"""
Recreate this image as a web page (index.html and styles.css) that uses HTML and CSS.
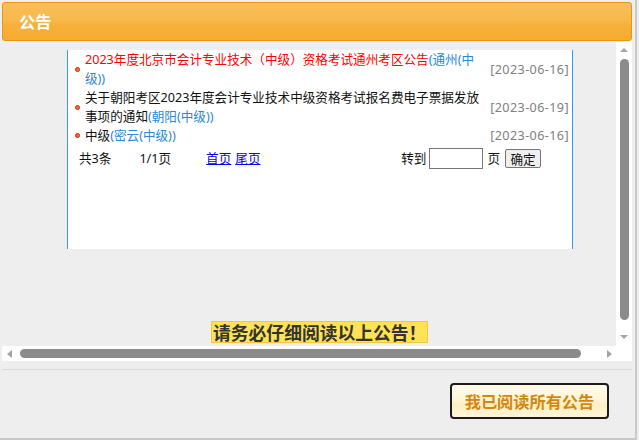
FILE: index.html
```html
<!DOCTYPE html>
<html lang="zh-CN">
<head>
<meta charset="utf-8">
<title>公告</title>
<link rel="stylesheet" href="styles.css">
</head>
<body>
<div class="frame">
  <div class="head">公告</div>
  <div class="scrollbox">
    <div class="viewport">
      <div class="list">
        <div class="item">
          <span class="dot"></span>
          <div class="title"><span class="red">2023年度北京市会计专业技术（中级）资格考试通州考区公告</span><span class="area">(通州(中级))</span></div>
          <div class="date">[2023-06-16]</div>
        </div>
        <div class="item">
          <span class="dot"></span>
          <div class="title">关于朝阳考区2023年度会计专业技术中级资格考试报名费电子票据发放事项的通知<span class="area">(朝阳(中级))</span></div>
          <div class="date">[2023-06-19]</div>
        </div>
        <div class="item">
          <span class="dot"></span>
          <div class="title">中级<span class="area">(密云(中级))</span></div>
          <div class="date">[2023-06-16]</div>
        </div>
        <div class="pager">
          <span class="count">共3条</span>
          <span class="pageno">1/1页</span>
          <span class="links"><a href="#">首页</a><a href="#">尾页</a></span>
          <span class="jump">
            <span>转到</span>
            <input class="jump-input" type="text">
            <span>页</span>
            <button class="jump-btn">确定</button>
          </span>
        </div>
      </div>
      <div class="notice-row"><span class="notice">请务必仔细阅读以上公告！</span></div>
    </div>
    <div class="vbar">
      <span class="arrow-up"></span>
      <span class="vthumb"></span>
      <span class="arrow-down"></span>
    </div>
    <div class="hbar">
      <span class="arrow-left"></span>
      <span class="hthumb"></span>
      <span class="arrow-right"></span>
    </div>
    <div class="corner"></div>
  </div>
  <div class="divider"></div>
  <div class="footer">
    <button class="read-btn">我已阅读所有公告</button>
  </div>
</div>
</body>
</html>
```
FILE: styles.css
```css
* { box-sizing: border-box; }
html, body { margin: 0; padding: 0; }
body {
  background: #eeeeee;
  font-family: "Noto Sans", "Noto Sans CJK SC", sans-serif;
  font-size: 12.6px;
  color: #111;
}
.frame {
  width: 637px;
  height: 440px;
  padding: 2px 3px 0 2px;
  border-right: 2px solid #c9c9c9;
  border-bottom: 2px solid #c9c9c9;
  display: flex;
  flex-direction: column;
}
.head {
  height: 39px;
  border: 1px solid #eb9514;
  border-radius: 3px;
  background: linear-gradient(#f9be5a 0%, #f8b94d 45%, #f6b03a 60%, #f5ac2f 100%);
  color: #fff;
  font-weight: bold;
  font-size: 16.2px;
  line-height: 37px;
  padding-left: 16px;
  font-family: "Noto Sans CJK SC", sans-serif;
}
.scrollbox {
  margin-top: 1px;
  display: grid;
  grid-template-columns: 614px 16px;
  grid-template-rows: 304px 15px;
}
.viewport {
  background: #eeeeee;
  display: flex;
  flex-direction: column;
  overflow: hidden;
}
.list {
  margin: 8px 0 0 65px;
  width: 506px;
  height: 199px;
  background: #fff;
  border-left: 1px solid #3797f0;
  border-right: 1px solid #3797f0;
  padding: 0 3px 0 6px;
  line-height: 19px;
}
.item {
  display: grid;
  grid-template-columns: 11px 401px 1fr;
  align-items: center;
}
.dot {
  width: 5px;
  height: 5px;
  margin-left: 1px;
  border-radius: 50%;
  background: #ff6a2a;
  border: 1px solid #c8281a;
}
.title { color: #111; }
.red { color: #ff0000; }
.area { color: #2b88d6; }
.date {
  text-align: right;
  color: #808080;
  letter-spacing: 0.4px;
}
.pager {
  height: 26px;
  display: flex;
  align-items: center;
  padding: 0 28px 0 5px;
  color: #111;
}
.pageno { margin-left: 28px; }
.links { margin-left: 35px; display: flex; gap: 4px; }
.links a { color: #0000ee; text-decoration: underline; }
.jump {
  margin-left: auto;
  display: flex;
  align-items: center;
}
.jump-input {
  width: 54px;
  height: 21px;
  margin: 0 4px 0 3px;
  border: 1px solid #767676;
  background: #fff;
  padding: 0;
}
.jump-btn {
  width: 36px;
  height: 19px;
  margin-left: 5px;
  padding: 0;
  border: 1px solid #767676;
  border-radius: 2px;
  background: #efefef;
  font-family: "Noto Sans CJK SC", sans-serif;
  font-size: 12.6px;
  line-height: 17px;
  color: #111;
}
.notice-row {
  margin-top: 72px;
  padding-left: 209px;
  display: flex;
}
.notice {
  height: 22px;
  line-height: 20px;
  padding: 0 1px 0 1px;
  background: #ffe255;
  border: 1px solid #f2c93c;
  color: #333;
  font-weight: bold;
  font-size: 17.8px;
  font-family: "Noto Sans CJK SC", sans-serif;
}
.vbar {
  background: #fff;
  display: flex;
  flex-direction: column;
  align-items: center;
  padding-top: 6px;
}
.arrow-up {
  width: 0; height: 0;
  border-left: 4px solid transparent;
  border-right: 4px solid transparent;
  border-bottom: 4px solid #a3a3a3;
}
.vthumb {
  margin-top: 7px;
  width: 9px;
  height: 261px;
  border-radius: 5px;
  background: #8b8b8b;
}
.arrow-down {
  margin-top: 15px;
  width: 0; height: 0;
  border-left: 4px solid transparent;
  border-right: 4px solid transparent;
  border-top: 4px solid #a3a3a3;
}
.hbar {
  background: #fff;
  display: flex;
  align-items: center;
  padding-left: 5px;
}
.arrow-left {
  width: 0; height: 0;
  border-top: 4px solid transparent;
  border-bottom: 4px solid transparent;
  border-right: 5px solid #a3a3a3;
}
.hthumb {
  margin-left: 8px;
  width: 561px;
  height: 9px;
  border-radius: 5px;
  background: #8b8b8b;
}
.arrow-right {
  margin-left: 26px;
  width: 0; height: 0;
  border-top: 4px solid transparent;
  border-bottom: 4px solid transparent;
  border-left: 5px solid #a3a3a3;
}
.corner { background: #fff; }
.divider {
  margin-top: 8px;
  height: 1px;
  background: #d9d9d9;
}
.footer {
  display: flex;
  justify-content: flex-end;
  padding: 13px 23px 0 0;
}
.read-btn {
  width: 159px;
  height: 36px;
  border: 2px solid #1c1c1c;
  border-radius: 4px;
  background: linear-gradient(#fffbea 0%, #fff7dc 40%, #fcefc2 62%, #fff6da 100%);
  color: #d4860e;
  font-weight: bold;
  font-size: 16.2px;
  font-family: "Noto Sans CJK SC", sans-serif;
  padding: 0;
}
```
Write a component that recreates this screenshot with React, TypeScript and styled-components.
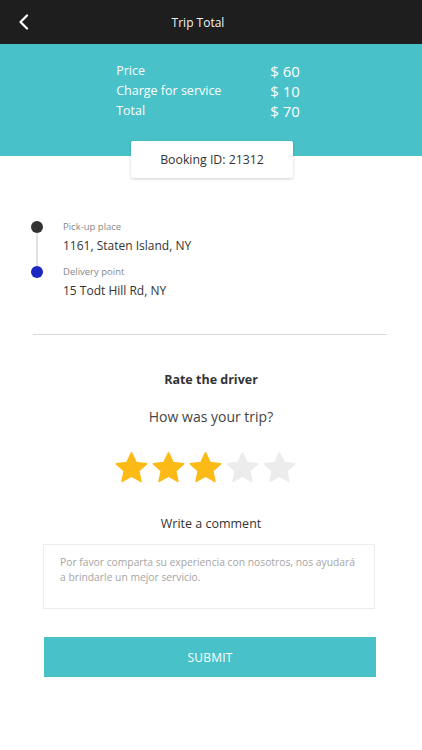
"""
### Task prompt:
Set down every record once more, word for word, without pictures.

### Written answer:
Recreate this image as a web page (index.html and styles.css) that uses HTML and CSS.
FILE: index.html
```html
<!DOCTYPE html>
<html lang="zh-CN">
<head>
<meta charset="utf-8">
<title>公告</title>
<link rel="stylesheet" href="styles.css">
</head>
<body>
<div class="frame">
  <div class="head">公告</div>
  <div class="scrollbox">
    <div class="viewport">
      <div class="list">
        <div class="item">
          <span class="dot"></span>
          <div class="title"><span class="red">2023年度北京市会计专业技术（中级）资格考试通州考区公告</span><span class="area">(通州(中级))</span></div>
          <div class="date">[2023-06-16]</div>
        </div>
        <div class="item">
          <span class="dot"></span>
          <div class="title">关于朝阳考区2023年度会计专业技术中级资格考试报名费电子票据发放事项的通知<span class="area">(朝阳(中级))</span></div>
          <div class="date">[2023-06-19]</div>
        </div>
        <div class="item">
          <span class="dot"></span>
          <div class="title">中级<span class="area">(密云(中级))</span></div>
          <div class="date">[2023-06-16]</div>
        </div>
        <div class="pager">
          <span class="count">共3条</span>
          <span class="pageno">1/1页</span>
          <span class="links"><a href="#">首页</a><a href="#">尾页</a></span>
          <span class="jump">
            <span>转到</span>
            <input class="jump-input" type="text">
            <span>页</span>
            <button class="jump-btn">确定</button>
          </span>
        </div>
      </div>
      <div class="notice-row"><span class="notice">请务必仔细阅读以上公告！</span></div>
    </div>
    <div class="vbar">
      <span class="arrow-up"></span>
      <span class="vthumb"></span>
      <span class="arrow-down"></span>
    </div>
    <div class="hbar">
      <span class="arrow-left"></span>
      <span class="hthumb"></span>
      <span class="arrow-right"></span>
    </div>
    <div class="corner"></div>
  </div>
  <div class="divider"></div>
  <div class="footer">
    <button class="read-btn">我已阅读所有公告</button>
  </div>
</div>
</body>
</html>
```
FILE: styles.css
```css
* { box-sizing: border-box; }
html, body { margin: 0; padding: 0; }
body {
  background: #eeeeee;
  font-family: "Noto Sans", "Noto Sans CJK SC", sans-serif;
  font-size: 12.6px;
  color: #111;
}
.frame {
  width: 637px;
  height: 440px;
  padding: 2px 3px 0 2px;
  border-right: 2px solid #c9c9c9;
  border-bottom: 2px solid #c9c9c9;
  display: flex;
  flex-direction: column;
}
.head {
  height: 39px;
  border: 1px solid #eb9514;
  border-radius: 3px;
  background: linear-gradient(#f9be5a 0%, #f8b94d 45%, #f6b03a 60%, #f5ac2f 100%);
  color: #fff;
  font-weight: bold;
  font-size: 16.2px;
  line-height: 37px;
  padding-left: 16px;
  font-family: "Noto Sans CJK SC", sans-serif;
}
.scrollbox {
  margin-top: 1px;
  display: grid;
  grid-template-columns: 614px 16px;
  grid-template-rows: 304px 15px;
}
.viewport {
  background: #eeeeee;
  display: flex;
  flex-direction: column;
  overflow: hidden;
}
.list {
  margin: 8px 0 0 65px;
  width: 506px;
  height: 199px;
  background: #fff;
  border-left: 1px solid #3797f0;
  border-right: 1px solid #3797f0;
  padding: 0 3px 0 6px;
  line-height: 19px;
}
.item {
  display: grid;
  grid-template-columns: 11px 401px 1fr;
  align-items: center;
}
.dot {
  width: 5px;
  height: 5px;
  margin-left: 1px;
  border-radius: 50%;
  background: #ff6a2a;
  border: 1px solid #c8281a;
}
.title { color: #111; }
.red { color: #ff0000; }
.area { color: #2b88d6; }
.date {
  text-align: right;
  color: #808080;
  letter-spacing: 0.4px;
}
.pager {
  height: 26px;
  display: flex;
  align-items: center;
  padding: 0 28px 0 5px;
  color: #111;
}
.pageno { margin-left: 28px; }
.links { margin-left: 35px; display: flex; gap: 4px; }
.links a { color: #0000ee; text-decoration: underline; }
.jump {
  margin-left: auto;
  display: flex;
  align-items: center;
}
.jump-input {
  width: 54px;
  height: 21px;
  margin: 0 4px 0 3px;
  border: 1px solid #767676;
  background: #fff;
  padding: 0;
}
.jump-btn {
  width: 36px;
  height: 19px;
  margin-left: 5px;
  padding: 0;
  border: 1px solid #767676;
  border-radius: 2px;
  background: #efefef;
  font-family: "Noto Sans CJK SC", sans-serif;
  font-size: 12.6px;
  line-height: 17px;
  color: #111;
}
.notice-row {
  margin-top: 72px;
  padding-left: 209px;
  display: flex;
}
.notice {
  height: 22px;
  line-height: 20px;
  padding: 0 1px 0 1px;
  background: #ffe255;
  border: 1px solid #f2c93c;
  color: #333;
  font-weight: bold;
  font-size: 17.8px;
  font-family: "Noto Sans CJK SC", sans-serif;
}
.vbar {
  background: #fff;
  display: flex;
  flex-direction: column;
  align-items: center;
  padding-top: 6px;
}
.arrow-up {
  width: 0; height: 0;
  border-left: 4px solid transparent;
  border-right: 4px solid transparent;
  border-bottom: 4px solid #a3a3a3;
}
.vthumb {
  margin-top: 7px;
  width: 9px;
  height: 261px;
  border-radius: 5px;
  background: #8b8b8b;
}
.arrow-down {
  margin-top: 15px;
  width: 0; height: 0;
  border-left: 4px solid transparent;
  border-right: 4px solid transparent;
  border-top: 4px solid #a3a3a3;
}
.hbar {
  background: #fff;
  display: flex;
  align-items: center;
  padding-left: 5px;
}
.arrow-left {
  width: 0; height: 0;
  border-top: 4px solid transparent;
  border-bottom: 4px solid transparent;
  border-right: 5px solid #a3a3a3;
}
.hthumb {
  margin-left: 8px;
  width: 561px;
  height: 9px;
  border-radius: 5px;
  background: #8b8b8b;
}
.arrow-right {
  margin-left: 26px;
  width: 0; height: 0;
  border-top: 4px solid transparent;
  border-bottom: 4px solid transparent;
  border-left: 5px solid #a3a3a3;
}
.corner { background: #fff; }
.divider {
  margin-top: 8px;
  height: 1px;
  background: #d9d9d9;
}
.footer {
  display: flex;
  justify-content: flex-end;
  padding: 13px 23px 0 0;
}
.read-btn {
  width: 159px;
  height: 36px;
  border: 2px solid #1c1c1c;
  border-radius: 4px;
  background: linear-gradient(#fffbea 0%, #fff7dc 40%, #fcefc2 62%, #fff6da 100%);
  color: #d4860e;
  font-weight: bold;
  font-size: 16.2px;
  font-family: "Noto Sans CJK SC", sans-serif;
  padding: 0;
}
```
Write a component that recreates this screenshot with React, TypeScript and styled-components.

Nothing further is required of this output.